Here’s a guideline Don Roberts gave me: The first time you do something, you just do it. The second time you do something similar, you wince at the duplication, but you do the duplicate thing anyway. The third time you do something similar, you refactor.

Or for those who like baseball: Three strikes, then you refactor.

  • Preparatory Refactoring — Making It Easier to Add a Feature

    the best time to refactor is just before I need to add a new feature to the code base. As I do this, I look at the existing code and, often, see that if it were structured a little differently, my work would be much easier.

  • Comprehension Refactoring: Making Code Easier to Understand

    before I can change some code, I need to understand what it does.

  • Litter-Pickup Refactoring

    a variation of comprehension refactoring is when I understand what the code is doing, but realize that it’s doing it badly.
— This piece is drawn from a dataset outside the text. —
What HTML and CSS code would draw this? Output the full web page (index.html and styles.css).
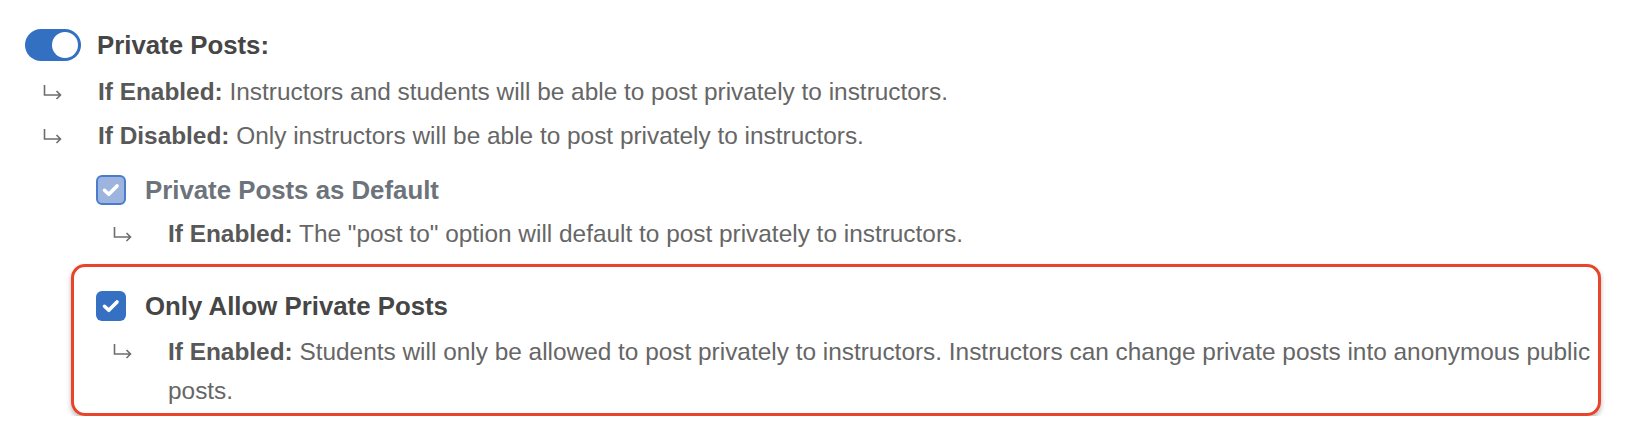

The examples above—preparatory, comprehension, litter-pickup refactoring — are all opportunistic.

You have to refactor when you run into ugly code—but excellent code needs plenty of refactoring too.

  • Long-Term Refactoring
  • Refactoring in a Code Review

Why

  • Refactoring Improves the Design of Software
  • Refactoring Makes Software Easier to Understand
  • Refactoring Helps Me Find Bugs
  • Refactoring Helps Me Program Faster

Refactoring table layouts

Each element should be used for its intended purpose: ul for unordered lists, ol for numbered lists, table for tabular data, blockquote for quotations, h1 - h6 for headings, and so forth. Using the proper semantics for each element renders pages more intelligible to screen readers, and makes sure they can be displayed properly on different platforms.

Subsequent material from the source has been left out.